As the nights grow crisp and cool, the coming fall always reminds me of my childhood in Irvington. Though the October festivities at Connor Prairie are always a favorite, for me, Irvington has the market cornered in the Halloween department. And in an area with its fair share of history and haunts, there is a single building that stands alone in my mind as an example of something both beautiful and ominous. Riding in the back seat to pick up my father from work on Downey Ave., I always craned my neck to catch a glimpse of the giant house with the imposing white columns. It was only later that I would learn the history of the house on University Avenue and understand that my misgivings were correct. I speak, of course, of the Graham-Stephenson House.

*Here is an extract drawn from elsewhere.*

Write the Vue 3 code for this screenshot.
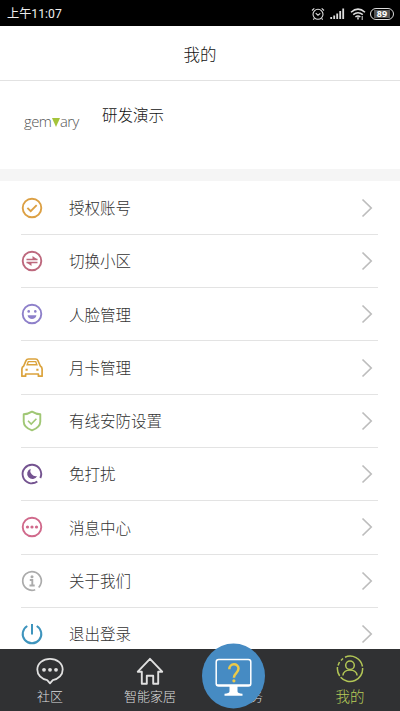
<script setup>
const rows = [
  { label: '授权账号', icon: 'check', color: '#dca044' },
  { label: '切换小区', icon: 'swap', color: '#bd687d' },
  { label: '人脸管理', icon: 'face', color: '#8e80ca' },
  { label: '月卡管理', icon: 'car', color: '#dba33c' },
  { label: '有线安防设置', icon: 'shield', color: '#a0c775' },
  { label: '免打扰', icon: 'moon', color: '#745390' },
  { label: '消息中心', icon: 'dots', color: '#d0698b' },
  { label: '关于我们', icon: 'info', color: '#ababab' },
  { label: '退出登录', icon: 'power', color: '#3e94bd' },
]
</script>

<template>
  <div class="screen">
    <div class="status">
      <span class="time">上午11:07</span>
      <svg class="alarm" viewBox="0 0 14 14" width="14" height="14" fill="none" stroke="#ddd" stroke-width="1.1">
        <circle cx="7" cy="7.3" r="5" /><path d="M4.7 6.2 7 8.2l2.3-1.8M1 3.5 3.3 1.4M13 3.5 10.7 1.4M3.4 11.4 2.3 12.7M10.6 11.4l1.1 1.3" />
      </svg>
      <svg class="signal" viewBox="0 0 15 11" width="15" height="11" stroke="#ddd" stroke-width="1.8">
        <path d="M1.2 11V9M4.2 11V7.5M7.2 11V5.5M10.2 11V3M13.2 11V.5" />
      </svg>
      <svg class="wifi" viewBox="0 0 16 12" width="16" height="12" fill="none" stroke="#ddd" stroke-width="1.5">
        <path d="M1 4.2Q8-2 15 4.2M3.2 6.7q4.8-4 9.6 0M5.4 9q2.6-2 5 0" /><path d="M8 9.2v2.4" /><path stroke-width="1" d="M12.2 8v4" />
      </svg>
      <span class="battery"><b>89</b></span>
    </div>
    <header class="title">我的</header>
    <section class="profile">
      <div class="logo">gem<svg viewBox="0 0 8 9" width="8" height="9"><path d="M0 0h8L4 9z" fill="#a4c43a" /></svg>ary</div>
      <div class="name">研发演示</div>
    </section>
    <main class="list">
      <div v-for="row in rows" :key="row.icon" class="row">
        <svg class="icon" viewBox="0 0 24 24" width="24" height="24" fill="none" :stroke="row.color" stroke-width="1.9">
          <template v-if="row.icon === 'check'">
            <circle cx="12" cy="12" r="9.3" /><path d="m7.4 11.8 3.3 3.3 6-6" />
          </template>
          <template v-else-if="row.icon === 'swap'">
            <circle cx="12" cy="12" r="9.3" /><path stroke-width="1.5" d="M6.5 10.5h11M6.5 13.5h11" /><path d="M12.5 7l5 3.5h-5zM11.5 17l-5-3.5h5z" :fill="row.color" stroke="none" />
          </template>
          <template v-else-if="row.icon === 'face'">
            <circle cx="12" cy="12" r="9.3" /><circle cx="8.7" cy="9.4" r="1.3" :fill="row.color" stroke="none" /><circle cx="15.3" cy="9.4" r="1.3" :fill="row.color" stroke="none" /><path d="M7.6 13.3h8.8c-.5 5-8.3 5-8.8 0z" :fill="row.color" stroke="none" />
          </template>
          <template v-else-if="row.icon === 'car'">
            <path stroke-width="1.7" stroke-linejoin="round" d="M1.9 20.2V13q0-2 1.8-3L6 4.7Q6.700 3 8.500 3h7q1.800 0 2.500 1.700l2.300 5.300q1.800 1 1.800 3v7.200h-3.700V18H5.600v2.200z" />
            <path stroke-width="1.4" d="M8.300 5.600h7.400l1.200 3.200H7.100z" /><path d="M5.500 13.700h2.200M16.300 13.700h2.200" />
          </template>
          <template v-else-if="row.icon === 'shield'">
            <path stroke-linejoin="round" d="M12 2.600q4 2.500 8.300 2.600v7.300q0 5.800-8.300 8.900-8.300-3.100-8.300-8.900V5.200Q8 5.100 12 2.600z" /><path stroke-width="1.6" d="m8 11.800 3.200 3.200 5.200-5.200" />
          </template>
          <template v-else-if="row.icon === 'moon'">
            <path d="M17.300 19.600A9.300 9.300 0 1 1 20.300 16M15.500 20.600 12 21.300" /><path d="M10.600 6.700a5.300 5.300 0 1 0 6.600 7.300 5.600 5.600 0 0 1-6.600-7.300z" :fill="row.color" stroke="none" />
          </template>
          <template v-else-if="row.icon === 'dots'">
            <circle cx="12" cy="12" r="9.3" /><circle v-for="x in [7.5, 12, 16.5]" :key="x" :cx="x" cy="12" r="1.6" :fill="row.color" stroke="none" />
          </template>
          <template v-else-if="row.icon === 'info'">
            <path stroke-width="1.7" d="M15.200 20.700A9.300 9.300 0 1 1 20.300 16.200Q19.700 17.400 18.700 18.500" /><circle cx="12" cy="7.7" r="1.5" :fill="row.color" stroke="none" /><path d="M9.800 11h2.500v5.500M9.500 16.500h5.200" />
          </template>
          <template v-else>
            <path stroke-width="2" d="M12 2v10.500M7.300 4a9.300 9.300 0 1 0 9.400 0" />
          </template>
        </svg>
        <span class="label">{{ row.label }}</span>
        <svg class="chevron" viewBox="0 0 12 20" width="12" height="20" fill="none" stroke="#bdbdbd" stroke-width="1.7"><path d="m1.500 1.500 8.700 8.500-8.700 8.500" /></svg>
      </div>
    </main>
    <nav class="tabs">
      <div class="tab">
        <svg viewBox="0 0 28 28" width="28" height="28" fill="none" stroke="#e0e0e0" stroke-width="1.8" stroke-linejoin="round">
          <path d="M14 1.800c7 0 12.700 4.700 12.700 10.800 0 5.300-4 9.500-9.900 10.500L14 26.300l-2.800-3.200C5.300 22.100 1.300 17.900 1.300 12.600 1.300 6.500 7 1.800 14 1.800z" />
          <circle v-for="x in [8, 14, 20]" :key="x" :cx="x" cy="12.8" r="1.9" fill="#e0e0e0" stroke="none" />
        </svg>
        <span>社区</span>
      </div>
      <div class="tab">
        <svg viewBox="0 0 28 28" width="28" height="28" fill="none" stroke="#e0e0e0" stroke-width="1.9" stroke-linejoin="round">
          <path d="M14 1.800 1.800 14.700h4v12h5v-8h6.400v8h5v-12h4z" />
        </svg>
        <span>智能家居</span>
      </div>
      <div class="tab"><i class="blank"></i><span>服务</span></div>
      <div class="tab active">
        <svg viewBox="0 0 28 28" width="28" height="28" fill="none" stroke="#b2c656" stroke-width="1.5">
          <path d="M9 2.200A12.600 12.600 0 0 1 26.500 11.500M26.600 13A12.600 12.600 0 0 1 4.600 22.300M3.700 21A12.600 12.600 0 0 1 1.500 12M2 10.500 3.500 7M5 5.500 7 3.500" />
          <circle cx="14" cy="10.2" r="4.3" /><path d="M6.900 20.500c.5-7.500 13.700-7.500 14.200 0" />
        </svg>
        <span>我的</span>
      </div>
      <div class="assist">
        <svg viewBox="0 0 64 66" width="64" height="66" fill="none">
          <ellipse cx="31.5" cy="33" rx="31.5" ry="32.5" fill="#468bc3" />
          <rect x="14.2" y="16.6" width="34.6" height="26.4" rx="2.5" stroke="#fff" stroke-width="1.5" />
          <path d="M14.500 41.300h34q0 1.700-1.500 1.700H16q-1.500 0-1.500-1.700zM27.500 43h8v5.500q.3 2 5 2.300v2h-18v-2q4.700-.3 5-2.300z" fill="#fff" />
          <path d="M27.300 26.300c0-6.600 9.200-6.300 9.200-.8 0 4.700-4.600 4.400-4.600 9.300" stroke="#edca48" stroke-width="2.5" /><circle cx="31.9" cy="37.8" r="1.6" fill="#edca48" />
        </svg>
      </div>
    </nav>
  </div>
</template>

<style>
body { margin: 0; overflow: hidden; }
</style>
<style scoped>
.screen { width: 400px; height: 711px; display: flex; flex-direction: column; overflow: hidden; background: #fff; color: #333; font-family: "Noto Sans CJK SC", sans-serif; font-weight: 300; }
svg { display: block; flex: none; }
.status { height: 26px; flex: none; box-sizing: border-box; padding: 1px 6px 0 7px; display: flex; align-items: center; background: #000; color: #eee; font-size: 12px; }
.time { flex: 1; line-height: 26px; font-family: Roboto, "Noto Sans CJK SC", sans-serif; font-weight: 400; font-size: 12.2px; }
.signal { margin-left: 5px; }
.wifi { margin-left: 5px; }
.battery { margin-left: 4px; width: 24px; height: 12px; box-sizing: border-box; border: 1px solid #ddd; border-radius: 6px; padding: 1px 3px; display: flex; }
.battery b { flex: 1; background: #555; color: #fff; font: bold 9px/8px "Noto Sans", sans-serif; text-align: center; }
.title { height: 55px; flex: none; box-sizing: border-box; border-bottom: 1px solid #e2e2e2; text-align: center; font-size: 16.5px; line-height: 56px; color: #111; }
.profile { height: 100px; flex: none; box-sizing: border-box; border-bottom: 12px solid #f5f5f5; display: flex; padding-left: 24px; }
.logo { width: 78px; display: flex; align-items: baseline; padding-top: 29px; height: 22px; line-height: 22px; font-family: "Open Sans", sans-serif; font-weight: 300; font-size: 14.8px; letter-spacing: -.5px; color: #555; }
.logo svg { margin-left: .5px; }
.name { padding-top: 21px; line-height: 24px; font-size: 15.5px; color: #111; }
.list { flex: 1; min-height: 0; overflow: hidden; padding: .5px 22px 0 21px; }
.row { height: 53.3px; box-sizing: border-box; display: flex; align-items: center; border-bottom: 1px solid #e3e3e3; }
.icon { margin-left: -1px; }
.label { margin-left: 25px; flex: 1; padding-bottom: 1.4px; font-size: 15.5px; line-height: 24px; }
.chevron { margin-right: 5px; }
.tabs { height: 62px; flex: none; display: flex; position: relative; background: #303133; color: #ddd; }
.tab { flex: 1; display: flex; flex-direction: column; align-items: center; padding-top: 8px; font-size: 13px; line-height: 20px; }
.tab span { margin-top: 1px; }
.blank { height: 28px; }
.active { color: #b9cd58; padding-top: 6px; font-size: 14.5px; }
.active span { margin-top: 3px; }
.assist { position: absolute; left: 202px; top: -6px; }
</style>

The grand house at 5432 University Avenue was built in 1889 by Kentland, Indiana attorney and Civil War Veteran William H. H. Graham for he and his wife Ellen. However, he would only enjoy his mansion a short while before passing away in 1906, leaving Ellen alone in the huge home. With William gone, Ellen invited her sister to live with her and rented out the occasional room, but the house was simply too big for her to handle. Now in her 70s, in 1920 Ellen decided to rent out her stately mansion to the Kappa Kappa Gamma sorority and later Phi Delta Theta Fraternity of Butler University, then, a half-block away.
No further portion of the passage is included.